= Data block =
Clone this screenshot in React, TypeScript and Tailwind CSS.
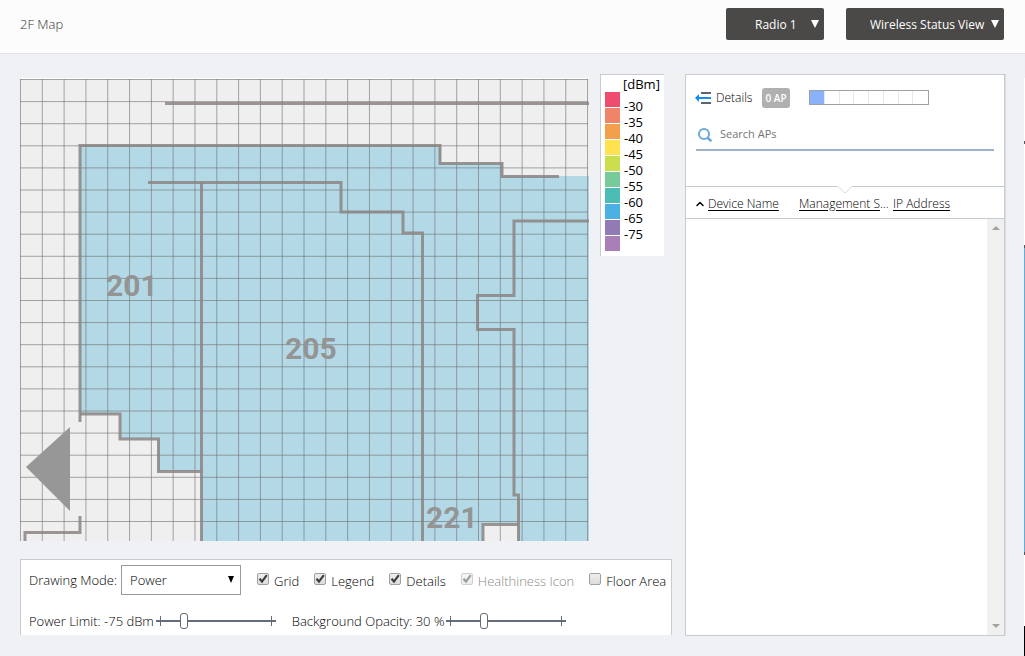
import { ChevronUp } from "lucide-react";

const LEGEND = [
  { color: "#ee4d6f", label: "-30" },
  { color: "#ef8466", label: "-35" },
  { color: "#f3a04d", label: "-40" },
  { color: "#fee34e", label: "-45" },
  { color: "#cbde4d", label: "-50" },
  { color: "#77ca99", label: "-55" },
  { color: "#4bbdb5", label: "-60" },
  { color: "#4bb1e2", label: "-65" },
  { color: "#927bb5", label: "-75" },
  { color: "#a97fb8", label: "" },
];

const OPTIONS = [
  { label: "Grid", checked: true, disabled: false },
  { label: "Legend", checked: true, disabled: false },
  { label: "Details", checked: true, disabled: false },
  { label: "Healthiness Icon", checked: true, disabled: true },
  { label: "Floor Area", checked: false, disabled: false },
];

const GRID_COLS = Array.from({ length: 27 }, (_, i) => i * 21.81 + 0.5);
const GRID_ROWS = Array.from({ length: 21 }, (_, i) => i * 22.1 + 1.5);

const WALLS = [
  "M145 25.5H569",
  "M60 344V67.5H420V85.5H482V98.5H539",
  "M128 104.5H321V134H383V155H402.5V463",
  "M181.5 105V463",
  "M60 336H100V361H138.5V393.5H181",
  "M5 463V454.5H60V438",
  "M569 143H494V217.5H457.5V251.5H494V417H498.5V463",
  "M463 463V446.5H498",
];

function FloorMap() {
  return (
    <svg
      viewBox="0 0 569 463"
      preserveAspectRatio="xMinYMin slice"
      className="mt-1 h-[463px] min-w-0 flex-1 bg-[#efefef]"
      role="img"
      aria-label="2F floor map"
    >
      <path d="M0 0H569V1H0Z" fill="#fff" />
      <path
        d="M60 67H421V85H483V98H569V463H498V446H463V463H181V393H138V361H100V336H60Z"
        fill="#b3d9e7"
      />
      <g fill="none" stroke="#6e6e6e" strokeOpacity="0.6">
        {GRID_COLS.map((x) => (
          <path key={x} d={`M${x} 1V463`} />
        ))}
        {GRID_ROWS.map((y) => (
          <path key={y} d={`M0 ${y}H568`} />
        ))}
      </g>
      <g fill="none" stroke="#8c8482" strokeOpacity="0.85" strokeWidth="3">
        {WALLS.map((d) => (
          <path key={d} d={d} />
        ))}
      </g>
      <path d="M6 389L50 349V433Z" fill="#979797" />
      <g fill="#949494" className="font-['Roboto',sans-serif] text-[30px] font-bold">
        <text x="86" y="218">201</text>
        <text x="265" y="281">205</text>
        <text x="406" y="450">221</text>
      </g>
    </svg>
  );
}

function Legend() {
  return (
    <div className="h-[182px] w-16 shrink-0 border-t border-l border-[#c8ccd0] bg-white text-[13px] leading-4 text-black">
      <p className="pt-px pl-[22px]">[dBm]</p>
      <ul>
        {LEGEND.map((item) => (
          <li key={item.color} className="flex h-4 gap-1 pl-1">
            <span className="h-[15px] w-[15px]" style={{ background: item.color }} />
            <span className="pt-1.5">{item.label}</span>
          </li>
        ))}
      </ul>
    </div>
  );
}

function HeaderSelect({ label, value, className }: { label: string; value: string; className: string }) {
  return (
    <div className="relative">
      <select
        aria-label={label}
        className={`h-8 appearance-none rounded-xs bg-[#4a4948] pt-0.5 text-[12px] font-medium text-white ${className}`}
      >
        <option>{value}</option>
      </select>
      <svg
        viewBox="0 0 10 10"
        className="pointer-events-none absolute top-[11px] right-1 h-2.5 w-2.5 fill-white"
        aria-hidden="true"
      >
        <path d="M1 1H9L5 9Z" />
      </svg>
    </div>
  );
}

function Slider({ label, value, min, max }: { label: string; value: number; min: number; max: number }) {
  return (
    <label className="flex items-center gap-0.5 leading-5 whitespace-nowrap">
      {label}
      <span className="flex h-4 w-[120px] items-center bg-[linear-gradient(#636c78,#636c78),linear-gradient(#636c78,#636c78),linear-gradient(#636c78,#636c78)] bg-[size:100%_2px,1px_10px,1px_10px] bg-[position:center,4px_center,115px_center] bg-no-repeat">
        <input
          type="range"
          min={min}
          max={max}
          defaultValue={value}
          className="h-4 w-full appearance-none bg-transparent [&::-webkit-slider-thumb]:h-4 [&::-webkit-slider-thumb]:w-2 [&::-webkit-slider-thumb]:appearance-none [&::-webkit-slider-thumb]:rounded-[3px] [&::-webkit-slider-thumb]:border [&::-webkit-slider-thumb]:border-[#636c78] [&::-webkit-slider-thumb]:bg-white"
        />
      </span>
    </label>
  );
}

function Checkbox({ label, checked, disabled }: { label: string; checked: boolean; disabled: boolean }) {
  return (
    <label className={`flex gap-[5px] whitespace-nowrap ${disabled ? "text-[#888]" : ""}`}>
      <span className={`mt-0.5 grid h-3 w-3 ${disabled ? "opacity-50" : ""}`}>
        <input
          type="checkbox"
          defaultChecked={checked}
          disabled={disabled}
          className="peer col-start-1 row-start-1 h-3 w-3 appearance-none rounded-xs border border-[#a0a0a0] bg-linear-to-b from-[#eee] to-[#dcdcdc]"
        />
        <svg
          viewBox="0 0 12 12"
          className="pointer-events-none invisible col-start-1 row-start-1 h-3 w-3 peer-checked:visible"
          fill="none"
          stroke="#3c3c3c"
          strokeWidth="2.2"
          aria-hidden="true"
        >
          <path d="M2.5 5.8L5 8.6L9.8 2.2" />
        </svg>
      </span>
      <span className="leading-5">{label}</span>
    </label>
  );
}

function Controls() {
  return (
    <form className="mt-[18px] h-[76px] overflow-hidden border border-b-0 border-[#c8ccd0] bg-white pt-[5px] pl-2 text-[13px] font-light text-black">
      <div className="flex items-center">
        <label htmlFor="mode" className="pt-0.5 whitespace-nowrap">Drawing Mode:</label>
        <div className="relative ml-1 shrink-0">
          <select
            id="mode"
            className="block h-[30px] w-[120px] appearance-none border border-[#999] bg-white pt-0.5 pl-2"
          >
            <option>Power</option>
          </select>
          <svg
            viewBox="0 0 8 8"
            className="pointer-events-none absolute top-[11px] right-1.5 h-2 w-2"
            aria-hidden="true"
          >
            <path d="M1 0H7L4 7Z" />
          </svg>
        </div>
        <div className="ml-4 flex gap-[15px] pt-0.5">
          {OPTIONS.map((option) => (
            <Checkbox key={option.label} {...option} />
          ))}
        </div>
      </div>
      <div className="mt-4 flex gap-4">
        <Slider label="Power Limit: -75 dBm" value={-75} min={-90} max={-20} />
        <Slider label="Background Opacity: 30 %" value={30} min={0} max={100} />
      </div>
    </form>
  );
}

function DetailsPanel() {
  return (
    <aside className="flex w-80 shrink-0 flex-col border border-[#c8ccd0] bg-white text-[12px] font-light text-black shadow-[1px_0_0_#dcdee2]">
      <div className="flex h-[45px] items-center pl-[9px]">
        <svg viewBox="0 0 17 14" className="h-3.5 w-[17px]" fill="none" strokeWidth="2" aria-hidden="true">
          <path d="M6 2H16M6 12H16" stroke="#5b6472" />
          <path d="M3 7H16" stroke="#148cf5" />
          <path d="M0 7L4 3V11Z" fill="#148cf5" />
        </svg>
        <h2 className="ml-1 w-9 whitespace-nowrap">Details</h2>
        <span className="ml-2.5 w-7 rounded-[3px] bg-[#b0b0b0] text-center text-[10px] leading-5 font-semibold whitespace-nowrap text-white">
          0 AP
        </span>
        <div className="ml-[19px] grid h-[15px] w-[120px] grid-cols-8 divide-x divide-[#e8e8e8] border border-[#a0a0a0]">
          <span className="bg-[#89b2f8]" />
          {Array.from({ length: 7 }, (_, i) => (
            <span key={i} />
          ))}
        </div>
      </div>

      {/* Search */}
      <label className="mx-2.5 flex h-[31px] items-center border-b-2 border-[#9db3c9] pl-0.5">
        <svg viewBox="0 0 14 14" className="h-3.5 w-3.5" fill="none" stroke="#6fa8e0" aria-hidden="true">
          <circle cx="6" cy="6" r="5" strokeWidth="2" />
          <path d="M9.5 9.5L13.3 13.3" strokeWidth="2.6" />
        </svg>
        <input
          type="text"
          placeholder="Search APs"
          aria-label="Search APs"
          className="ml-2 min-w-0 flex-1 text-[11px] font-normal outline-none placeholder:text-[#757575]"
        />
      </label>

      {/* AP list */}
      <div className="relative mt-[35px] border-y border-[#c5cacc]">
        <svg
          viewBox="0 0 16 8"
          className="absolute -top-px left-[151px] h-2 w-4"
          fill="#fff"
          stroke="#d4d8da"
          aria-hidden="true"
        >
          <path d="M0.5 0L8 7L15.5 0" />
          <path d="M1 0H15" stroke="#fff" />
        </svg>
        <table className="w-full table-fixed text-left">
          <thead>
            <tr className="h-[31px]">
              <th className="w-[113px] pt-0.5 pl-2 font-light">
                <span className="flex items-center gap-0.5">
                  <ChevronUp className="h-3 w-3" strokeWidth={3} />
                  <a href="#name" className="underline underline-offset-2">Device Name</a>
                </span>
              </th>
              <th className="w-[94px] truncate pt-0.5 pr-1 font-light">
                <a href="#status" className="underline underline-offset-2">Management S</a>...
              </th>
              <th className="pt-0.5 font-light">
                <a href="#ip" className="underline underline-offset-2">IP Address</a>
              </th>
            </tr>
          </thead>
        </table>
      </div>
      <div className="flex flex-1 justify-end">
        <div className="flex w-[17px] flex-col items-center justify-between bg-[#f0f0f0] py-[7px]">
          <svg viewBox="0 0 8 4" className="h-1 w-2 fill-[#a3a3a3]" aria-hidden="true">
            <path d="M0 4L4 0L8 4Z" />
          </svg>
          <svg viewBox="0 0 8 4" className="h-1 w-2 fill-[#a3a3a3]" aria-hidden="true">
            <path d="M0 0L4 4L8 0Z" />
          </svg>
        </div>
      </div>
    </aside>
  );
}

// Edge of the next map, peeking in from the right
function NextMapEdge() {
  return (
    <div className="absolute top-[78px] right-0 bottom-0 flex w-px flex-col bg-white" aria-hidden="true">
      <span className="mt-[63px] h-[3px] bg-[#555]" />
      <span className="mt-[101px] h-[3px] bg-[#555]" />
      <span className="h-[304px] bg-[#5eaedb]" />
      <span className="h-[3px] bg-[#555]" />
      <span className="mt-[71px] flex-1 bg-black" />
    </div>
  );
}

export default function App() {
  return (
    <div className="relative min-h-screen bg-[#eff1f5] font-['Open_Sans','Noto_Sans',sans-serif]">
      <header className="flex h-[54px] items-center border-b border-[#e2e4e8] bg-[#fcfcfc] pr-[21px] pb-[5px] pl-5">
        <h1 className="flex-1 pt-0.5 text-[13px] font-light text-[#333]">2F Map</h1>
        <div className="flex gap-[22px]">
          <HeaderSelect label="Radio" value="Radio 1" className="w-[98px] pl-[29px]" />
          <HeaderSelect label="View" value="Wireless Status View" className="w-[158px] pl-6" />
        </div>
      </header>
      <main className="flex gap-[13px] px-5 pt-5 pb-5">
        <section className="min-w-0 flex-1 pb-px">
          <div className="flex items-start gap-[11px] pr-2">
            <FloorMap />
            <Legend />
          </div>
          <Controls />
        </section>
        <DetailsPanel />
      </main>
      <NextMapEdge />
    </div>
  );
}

= Exercise goal =
Repeat exactly and only the lines from the start of the data above through the line that holds "22.1 + 1.5);", inclusive. Pictures do not belong in the copy.

= Solution to this problem =
Clone this screenshot in React, TypeScript and Tailwind CSS.
import { ChevronUp } from "lucide-react";

const LEGEND = [
  { color: "#ee4d6f", label: "-30" },
  { color: "#ef8466", label: "-35" },
  { color: "#f3a04d", label: "-40" },
  { color: "#fee34e", label: "-45" },
  { color: "#cbde4d", label: "-50" },
  { color: "#77ca99", label: "-55" },
  { color: "#4bbdb5", label: "-60" },
  { color: "#4bb1e2", label: "-65" },
  { color: "#927bb5", label: "-75" },
  { color: "#a97fb8", label: "" },
];

const OPTIONS = [
  { label: "Grid", checked: true, disabled: false },
  { label: "Legend", checked: true, disabled: false },
  { label: "Details", checked: true, disabled: false },
  { label: "Healthiness Icon", checked: true, disabled: true },
  { label: "Floor Area", checked: false, disabled: false },
];

const GRID_COLS = Array.from({ length: 27 }, (_, i) => i * 21.81 + 0.5);
const GRID_ROWS = Array.from({ length: 21 }, (_, i) => i * 22.1 + 1.5);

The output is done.